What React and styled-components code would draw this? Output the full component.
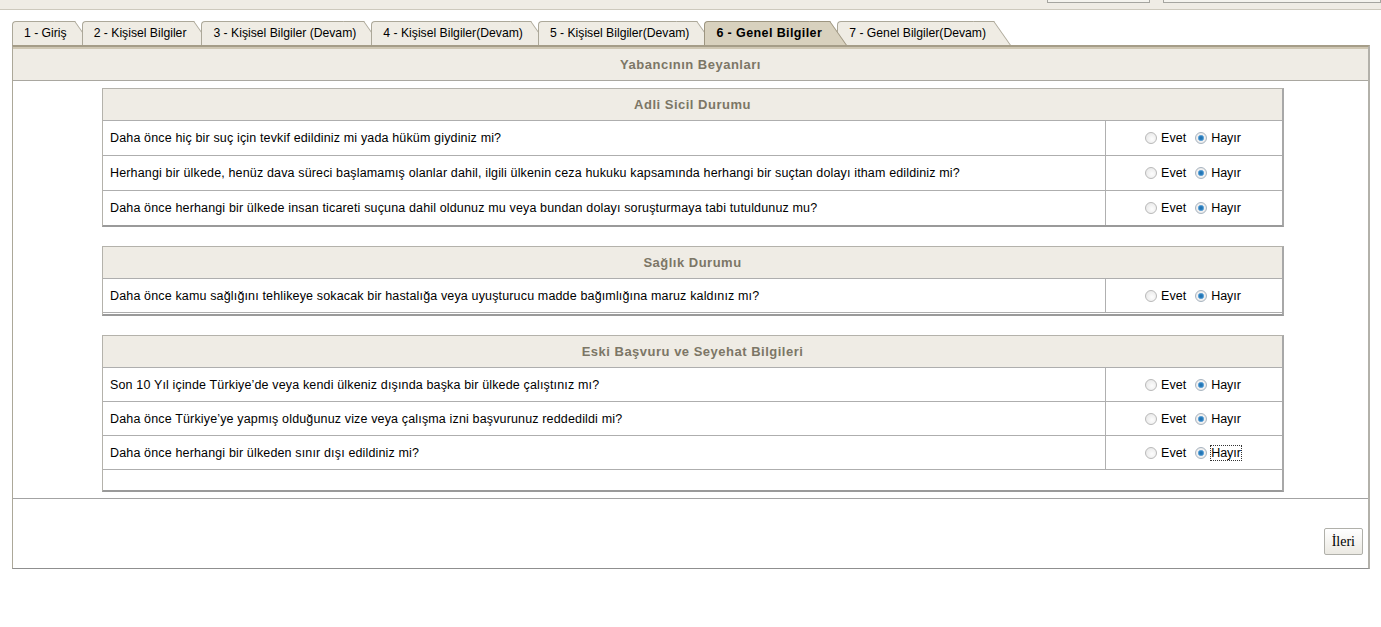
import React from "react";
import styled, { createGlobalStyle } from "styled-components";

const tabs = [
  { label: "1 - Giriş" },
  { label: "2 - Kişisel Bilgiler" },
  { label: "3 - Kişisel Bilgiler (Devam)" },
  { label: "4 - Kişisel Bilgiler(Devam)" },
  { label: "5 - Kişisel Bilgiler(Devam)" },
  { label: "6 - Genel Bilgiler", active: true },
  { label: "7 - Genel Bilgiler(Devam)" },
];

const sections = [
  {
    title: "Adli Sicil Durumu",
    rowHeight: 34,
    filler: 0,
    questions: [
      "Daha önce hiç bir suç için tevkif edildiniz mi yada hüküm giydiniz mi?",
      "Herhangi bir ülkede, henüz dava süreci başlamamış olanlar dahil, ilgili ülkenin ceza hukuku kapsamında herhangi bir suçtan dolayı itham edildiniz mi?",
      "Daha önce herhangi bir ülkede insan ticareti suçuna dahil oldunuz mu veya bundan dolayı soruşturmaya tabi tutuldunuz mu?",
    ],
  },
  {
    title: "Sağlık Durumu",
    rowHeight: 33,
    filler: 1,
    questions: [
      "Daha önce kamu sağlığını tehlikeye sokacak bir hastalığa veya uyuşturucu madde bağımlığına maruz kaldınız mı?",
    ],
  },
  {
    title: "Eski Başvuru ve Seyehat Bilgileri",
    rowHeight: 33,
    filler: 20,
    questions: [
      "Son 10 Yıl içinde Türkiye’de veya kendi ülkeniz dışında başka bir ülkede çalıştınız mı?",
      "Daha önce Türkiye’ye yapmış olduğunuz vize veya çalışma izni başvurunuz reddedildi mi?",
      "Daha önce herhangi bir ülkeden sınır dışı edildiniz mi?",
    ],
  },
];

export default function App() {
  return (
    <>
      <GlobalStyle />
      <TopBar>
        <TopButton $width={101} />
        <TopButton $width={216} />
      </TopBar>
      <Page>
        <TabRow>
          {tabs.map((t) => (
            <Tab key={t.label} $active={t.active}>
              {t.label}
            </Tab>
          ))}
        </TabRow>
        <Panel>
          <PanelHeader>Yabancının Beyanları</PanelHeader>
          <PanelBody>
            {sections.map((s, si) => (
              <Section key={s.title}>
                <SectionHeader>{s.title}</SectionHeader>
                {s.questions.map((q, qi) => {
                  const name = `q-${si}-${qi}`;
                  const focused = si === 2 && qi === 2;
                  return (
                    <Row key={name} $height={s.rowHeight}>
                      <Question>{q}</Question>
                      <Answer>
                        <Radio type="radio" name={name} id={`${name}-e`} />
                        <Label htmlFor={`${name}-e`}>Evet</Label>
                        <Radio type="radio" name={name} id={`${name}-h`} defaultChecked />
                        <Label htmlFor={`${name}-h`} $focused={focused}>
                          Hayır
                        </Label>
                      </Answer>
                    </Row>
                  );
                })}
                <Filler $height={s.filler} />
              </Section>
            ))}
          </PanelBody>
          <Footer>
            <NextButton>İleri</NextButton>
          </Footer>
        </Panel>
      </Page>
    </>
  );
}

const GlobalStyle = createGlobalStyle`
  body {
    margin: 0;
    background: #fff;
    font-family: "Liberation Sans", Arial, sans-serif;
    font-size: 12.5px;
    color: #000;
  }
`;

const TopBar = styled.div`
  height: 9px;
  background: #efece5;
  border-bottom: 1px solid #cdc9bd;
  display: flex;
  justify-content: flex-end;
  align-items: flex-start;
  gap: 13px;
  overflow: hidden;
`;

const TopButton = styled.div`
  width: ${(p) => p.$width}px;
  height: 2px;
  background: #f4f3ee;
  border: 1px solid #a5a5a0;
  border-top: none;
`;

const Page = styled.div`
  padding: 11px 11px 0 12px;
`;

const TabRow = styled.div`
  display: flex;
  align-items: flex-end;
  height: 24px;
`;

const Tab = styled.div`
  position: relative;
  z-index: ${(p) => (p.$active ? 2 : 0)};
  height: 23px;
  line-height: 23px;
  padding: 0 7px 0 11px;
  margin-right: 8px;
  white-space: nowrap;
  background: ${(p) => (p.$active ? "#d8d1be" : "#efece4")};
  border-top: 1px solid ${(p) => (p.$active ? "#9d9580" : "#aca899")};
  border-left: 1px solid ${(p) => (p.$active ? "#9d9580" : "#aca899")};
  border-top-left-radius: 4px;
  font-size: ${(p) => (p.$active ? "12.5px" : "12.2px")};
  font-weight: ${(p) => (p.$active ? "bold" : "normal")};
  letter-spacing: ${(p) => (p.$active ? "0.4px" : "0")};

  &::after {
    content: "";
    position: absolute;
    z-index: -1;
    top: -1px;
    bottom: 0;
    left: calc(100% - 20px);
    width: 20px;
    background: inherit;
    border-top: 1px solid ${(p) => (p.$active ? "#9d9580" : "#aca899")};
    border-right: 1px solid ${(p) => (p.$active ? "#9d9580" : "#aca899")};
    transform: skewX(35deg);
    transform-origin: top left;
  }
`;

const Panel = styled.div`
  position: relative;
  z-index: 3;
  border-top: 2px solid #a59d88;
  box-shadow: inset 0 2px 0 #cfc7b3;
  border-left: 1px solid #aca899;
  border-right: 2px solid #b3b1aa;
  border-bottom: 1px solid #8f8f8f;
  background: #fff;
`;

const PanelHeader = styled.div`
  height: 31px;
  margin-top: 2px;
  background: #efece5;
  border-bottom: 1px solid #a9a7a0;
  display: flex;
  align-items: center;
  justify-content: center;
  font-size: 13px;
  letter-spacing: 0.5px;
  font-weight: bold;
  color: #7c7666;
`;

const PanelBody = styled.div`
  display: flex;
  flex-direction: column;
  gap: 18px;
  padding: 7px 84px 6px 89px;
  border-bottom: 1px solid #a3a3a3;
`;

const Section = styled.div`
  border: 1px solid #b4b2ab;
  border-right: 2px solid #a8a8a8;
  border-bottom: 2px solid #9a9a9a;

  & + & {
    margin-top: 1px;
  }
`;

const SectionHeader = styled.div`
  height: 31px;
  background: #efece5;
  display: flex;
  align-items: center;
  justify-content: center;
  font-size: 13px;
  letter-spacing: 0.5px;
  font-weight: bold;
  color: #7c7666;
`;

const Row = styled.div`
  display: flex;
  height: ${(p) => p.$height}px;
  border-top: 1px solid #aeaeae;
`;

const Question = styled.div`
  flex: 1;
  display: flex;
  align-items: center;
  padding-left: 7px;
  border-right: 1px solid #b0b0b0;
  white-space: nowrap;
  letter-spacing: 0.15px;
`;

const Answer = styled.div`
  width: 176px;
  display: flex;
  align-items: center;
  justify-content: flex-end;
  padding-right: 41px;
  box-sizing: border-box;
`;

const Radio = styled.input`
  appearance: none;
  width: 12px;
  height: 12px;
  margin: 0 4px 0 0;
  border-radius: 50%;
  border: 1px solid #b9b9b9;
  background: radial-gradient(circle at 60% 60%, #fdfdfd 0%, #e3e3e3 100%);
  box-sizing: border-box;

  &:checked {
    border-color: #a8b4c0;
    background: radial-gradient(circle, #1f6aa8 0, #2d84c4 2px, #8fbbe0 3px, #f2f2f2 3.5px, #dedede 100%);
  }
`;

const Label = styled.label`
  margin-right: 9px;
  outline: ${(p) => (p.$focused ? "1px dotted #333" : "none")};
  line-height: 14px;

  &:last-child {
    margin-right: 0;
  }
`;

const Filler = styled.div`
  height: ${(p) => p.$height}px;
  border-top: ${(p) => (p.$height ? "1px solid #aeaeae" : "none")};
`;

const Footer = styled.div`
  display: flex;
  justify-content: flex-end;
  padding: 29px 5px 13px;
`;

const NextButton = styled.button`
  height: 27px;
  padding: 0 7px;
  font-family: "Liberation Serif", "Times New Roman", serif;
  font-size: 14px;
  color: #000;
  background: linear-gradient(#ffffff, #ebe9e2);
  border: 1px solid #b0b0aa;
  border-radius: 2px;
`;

What needs to be done >>
Copy, from the material, each line that holds the string "components".

Written solution >>
What React and styled-components code would draw this? Output the full component.
import styled, { createGlobalStyle } from "styled-components";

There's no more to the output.